No
recuerdo cuándo leí por primera vez este libro de José Emilio Pacheco (lo que
resulta raro, porque lo habitual es que anote la fecha al acabar una obra),
pero sí que puedo certificar que el volumen me impresionó, porque subrayé en
rojo un gran número de versos y realicé bastantes anotaciones en los márgenes.

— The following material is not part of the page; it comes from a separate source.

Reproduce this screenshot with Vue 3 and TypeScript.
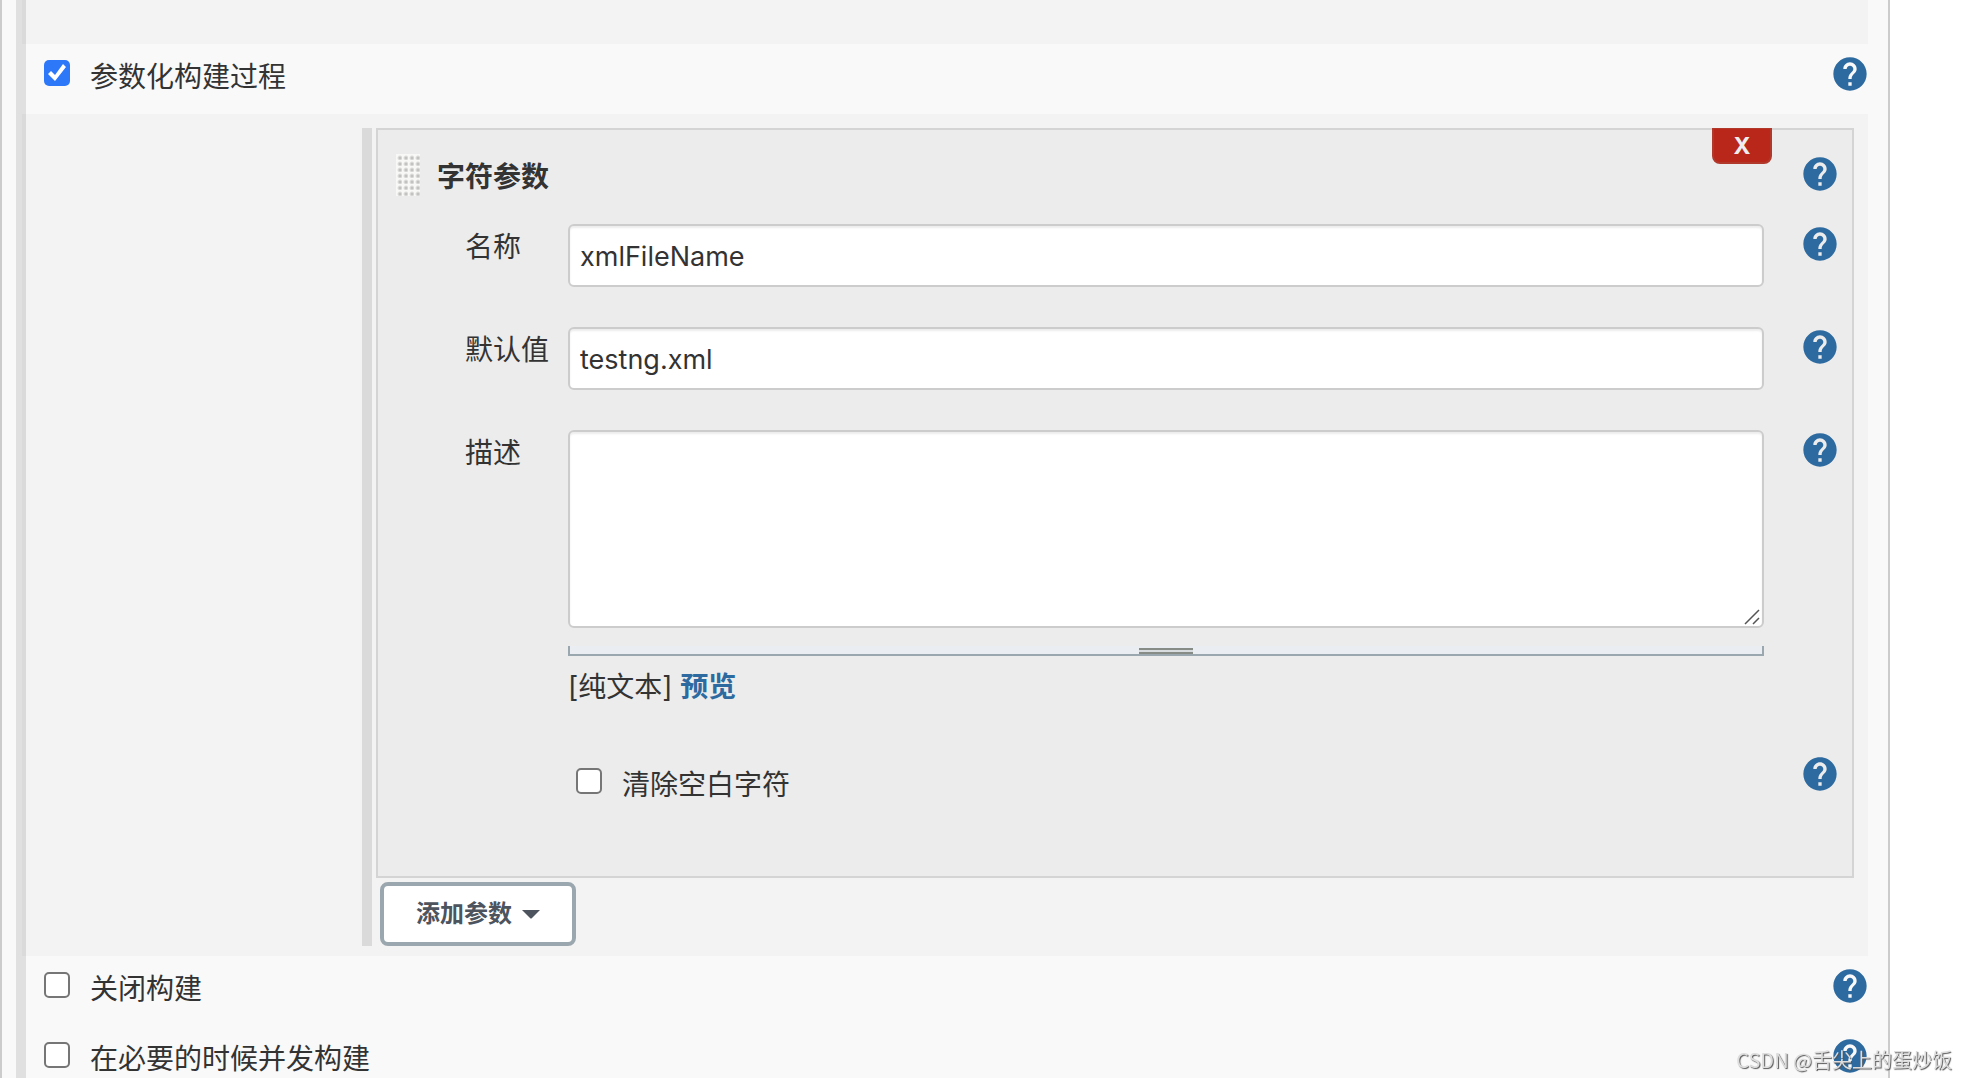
<script setup lang="ts">
import { defineComponent, h, ref } from 'vue'

const HELP_PATH =
  'M12 2C6.48 2 2 6.48 2 12s4.48 10 10 10 10-4.48 10-10S17.52 2 12 2zm1 17h-2v-2h2v2zm2.07-7.75l-.9.92C13.45 12.9 13 13.5 13 15h-2v-.5c0-1.1.45-2.1 1.17-2.83l1.24-1.26c.37-.36.59-.86.59-1.41 0-1.1-.9-2-2-2s-2 .9-2 2H8c0-2.21 1.79-4 4-4s4 1.79 4 4c0 .88-.36 1.68-.93 2.25z'

const HelpIcon = defineComponent({
  props: { topic: { type: String, required: true } },
  setup(props) {
    return () =>
      h('a', { href: '#', 'aria-label': '帮助: ' + props.topic }, [
        h('svg', { viewBox: '0 0 24 24', width: 40, height: 40, style: 'display:block' }, [
          h('path', { d: HELP_PATH, fill: 'currentColor' }),
        ]),
      ])
  },
})

const parameterized = ref(true)
const paramName = ref('xmlFileName')
const defaultValue = ref('testng.xml')
const description = ref('')
const trim = ref(false)
const options = ref([
  { id: 'disable', label: '关闭构建', checked: false },
  { id: 'concurrent', label: '在必要的时候并发构建', checked: false },
])
</script>

<template>
  <div class="page">
    <main class="config">
      <form class="section" @submit.prevent>
        <div class="shaded spacer"></div>

        <div class="option">
          <input id="parameterized" v-model="parameterized" type="checkbox" class="check" />
          <label for="parameterized">参数化构建过程</label>
          <HelpIcon class="help" topic="参数化构建过程" />
        </div>

        <div class="shaded nested">
          <div class="group">
            <fieldset class="card">
              <button type="button" class="remove">X</button>
              <div class="line header">
                <span class="grip"></span>
                <h3 class="title">字符参数</h3>
                <HelpIcon class="help" topic="字符参数" />
              </div>
              <div class="line">
                <label class="name" for="name">名称</label>
                <div class="field"><input id="name" v-model="paramName" type="text" class="text" /></div>
                <HelpIcon class="help" topic="名称" />
              </div>
              <div class="line">
                <label class="name" for="default">默认值</label>
                <div class="field"><input id="default" v-model="defaultValue" type="text" class="text" /></div>
                <HelpIcon class="help" topic="默认值" />
              </div>
              <div class="line">
                <label class="name" for="desc">描述</label>
                <div class="field">
                  <div class="area-wrap">
                    <textarea id="desc" v-model="description" class="text area"></textarea>
                    <svg class="resizer" viewBox="0 0 16 16" width="16" height="16">
                      <path d="M1 15L15 1M9 15L15 9" stroke="#555" stroke-width="1.5" />
                    </svg>
                  </div>
                  <div class="handle"><span></span></div>
                  <div class="format">[纯文本] <a href="#">预览</a></div>
                </div>
                <HelpIcon class="help" topic="描述" />
              </div>
              <div class="line">
                <span class="name"></span>
                <div class="field trim">
                  <input id="trim" v-model="trim" type="checkbox" class="check" />
                  <label for="trim">清除空白字符</label>
                </div>
                <HelpIcon class="help" topic="清除空白字符" />
              </div>
            </fieldset>
            <button type="button" class="add">
              添加参数
              <svg viewBox="0 0 18 9" width="18" height="9"><path d="M0 0h18L10 8q-1 1-2 0z" fill="currentColor" /></svg>
            </button>
          </div>
        </div>

        <div v-for="o in options" :key="o.id" class="option">
          <input :id="o.id" v-model="o.checked" type="checkbox" class="check" />
          <label :for="o.id">{{ o.label }}</label>
          <HelpIcon class="help" :topic="o.label" />
        </div>
      </form>
    </main>
    <div class="watermark">CSDN @舌尖上的蛋炒饭</div>
  </div>
</template>

<style>
body {
  background: #fff;
}
</style>

<style scoped>
.page {
  height: 100vh;
  overflow: hidden;
  color: #333;
  font-family: Inter, 'Noto Sans CJK SC', sans-serif;
  font-size: 28px;
  line-height: 46px;
}
.page * {
  box-sizing: border-box;
}
.config {
  min-height: 100%;
  margin-right: 76px;
  padding: 0 20px 0 14px;
  border: solid #ccc;
  border-width: 0 2px;
  background: #f9f9f9;
}
.section {
  border-left: 10px solid #e0e0e0;
}
.shaded {
  margin-left: -4px;
  border-left: 4px solid #dadada;
  background: #f3f3f3;
}
.spacer {
  height: 44px;
}
.option {
  display: flex;
  align-items: flex-start;
  height: 70px;
  padding: 10px 0 10px 18px;
}
.help {
  flex: none;
  margin-left: auto;
  color: #2d6aa0;
}
.option .help {
  margin-right: -2px;
}
.check {
  appearance: none;
  flex: none;
  width: 26px;
  height: 26px;
  margin: 6px 20px 0 0;
  border: 2px solid #767676;
  border-radius: 5px;
  background: #fff;
}
.check:checked {
  border: 0;
  background: #2d78f8;
}
.check:checked::before {
  content: '';
  display: block;
  width: 26px;
  height: 26px;
  background: #fff;
  clip-path: polygon(4px 14px, 7px 11px, 11px 15px, 19px 4px, 22px 7px, 11px 21px);
}
.nested {
  padding: 14px 14px 10px 336px;
}
.group {
  padding-left: 4px;
  border-left: 10px solid #dadada;
}
.card {
  position: relative;
  display: flex;
  flex-direction: column;
  gap: 40px;
  min-width: 0;
  margin: 0;
  padding: 24px 12px 68px 18px;
  border: 2px solid #d4d4d4;
  background: #ececec;
}
.line {
  display: flex;
  align-items: flex-start;
}
.header {
  height: 40px;
  margin-bottom: -10px;
}
.grip {
  width: 24px;
  height: 42px;
  background: radial-gradient(circle at 4px 4px, #b4b4b2 0, #c8c8c6 1px, #f8f8f6 3px) 0 0 / 6px 6px;
}
.title {
  margin: 0 0 0 17px;
  font-size: 28px;
  line-height: 46px;
  font-weight: 600;
}
.name {
  flex: none;
  width: 172px;
  padding-left: 69px;
}
.field {
  flex: 1;
  min-width: 0;
  margin-right: 36px;
}
.text {
  display: block;
  width: 100%;
  height: 63px;
  padding: 1px 10px 0;
  border: 2px solid #ccc;
  border-radius: 6px;
  background: #fff;
  box-shadow: inset 0 2px 2px rgba(0, 0, 0, 0.075);
  color: #333;
  font: inherit;
  font-size: 27px;
}
.area-wrap {
  position: relative;
}
.area {
  height: 198px;
  resize: none;
}
.resizer {
  position: absolute;
  right: 4px;
  bottom: 3px;
  pointer-events: none;
}
.handle {
  height: 10px;
  margin-top: 18px;
  border: solid #9ba7af;
  border-width: 0 2px 2px;
  background: #eaeef2;
}
.handle span {
  display: block;
  width: 54px;
  height: 6px;
  margin: 0 auto;
  border: solid #888c86;
  border-width: 2px 0;
  background: #d8dcde;
  transform: translateY(2px);
}
.format {
  padding: 8px 0 4px;
}
.format a {
  color: #2d6aa0;
  font-weight: 700;
  text-decoration: none;
}
.trim {
  display: flex;
  align-items: flex-start;
  padding: 8px 0 0 8px;
}
.remove {
  position: absolute;
  top: -2px;
  right: 80px;
  width: 60px;
  height: 36px;
  padding: 0;
  border: 2px solid #b0392c;
  border-width: 1px 2px 2px;
  border-radius: 0 0 8px 8px;
  background: #b9261a;
  color: #eee;
  font: 700 23px/32px Inter, sans-serif;
}
.add {
  display: flex;
  align-items: center;
  gap: 10px;
  height: 64px;
  margin: 4px 0 0 4px;
  padding: 0 32px;
  border: 4px solid #9ba7af;
  border-radius: 8px;
  background: #fff;
  color: #4d545d;
  font: 600 24px/36px Inter, 'Noto Sans CJK SC', sans-serif;
}
.watermark {
  position: fixed;
  right: 14px;
  bottom: 4px;
  color: #ddd;
  font: 20px/28px 'Noto Sans CJK SC', sans-serif;
  text-shadow: 1px 1px 1px #555;
}
</style>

Y no me sorprende, porque en la relectura que he abordado este mes sigue
pareciéndome un trabajo lírico excelente.
El poeta
mexicano, atento al palpitar de cuanto lo rodea (“Basta mirar lo que sucede”,
nos dice en el intenso poema “Transparencia de los enigmas”), nos va
convirtiendo en música de palabras los aconteceres de su entorno: la
intervención de los Estados Unidos en Vietnam (“Un marine”), la condición
inmortal de la figura del guerrillero argentino Ernesto Guevara (“Che”), las
atrocidades que se produjeron por parte del gobierno mexicano y los
paramilitares del “Batallón Olimpia” contra unos estudiantes en octubre de 1968
(“Las voces de Tlatelolco”) o los métodos expeditivos que usaron los
conquistadores españoles en América (“Crónica de Indias”).
Instalado
en su mirada de poeta y de mexicano, José Emilio Pacheco nos explica que
mantiene una relación de amor concreto
por su país (“No amo mi patria. / Su fulgor abstracto / es inasible. / Pero
(aunque suene mal) / daría la vida / por diez lugares suyos, / cierta gente, /
puertos, bosques, desiertos, fortalezas, / una ciudad deshecha, gris,
monstruosa, / varias figuras de su historia, / montañas / y tres o cuatro
ríos”); y nos habla, sobre todo, de las palabras, de la función emotiva y
comunicativa del lenguaje. Es decir: de la poesía. Un arte caprichoso y
complejo de definir, por su continua mutación (“Escribo unas palabras y al
minuto / ya dicen otra cosa, significan / una intención distinta, / se hacen
dóciles al carbono catorce”); un arte de cuyos resultados sólo pueden
felicitarse sus muñidores más inconscientes y superficiales (“Quisiera ser un
pésimo poeta / para sentirme satisfecho con lo que escribo”); y un arte, sobre
todo, con el que se mantiene siempre una relación conflictiva, pendular, tensa
(“La perra infecta, la sarnosa poesía, / risible variedad de la neurosis, /
precio que algunos pagan / por no saber vivir. / La dulce, eterna, luminosa
poesía”).
Qué deliciosa experiencia resulta volver a la poesía de José Emilio Pacheco, voz y ojos del México más entrañable, más sensible, más universal. Volveré pronto, no me cabe duda, a otro libro de este coloso de las letras.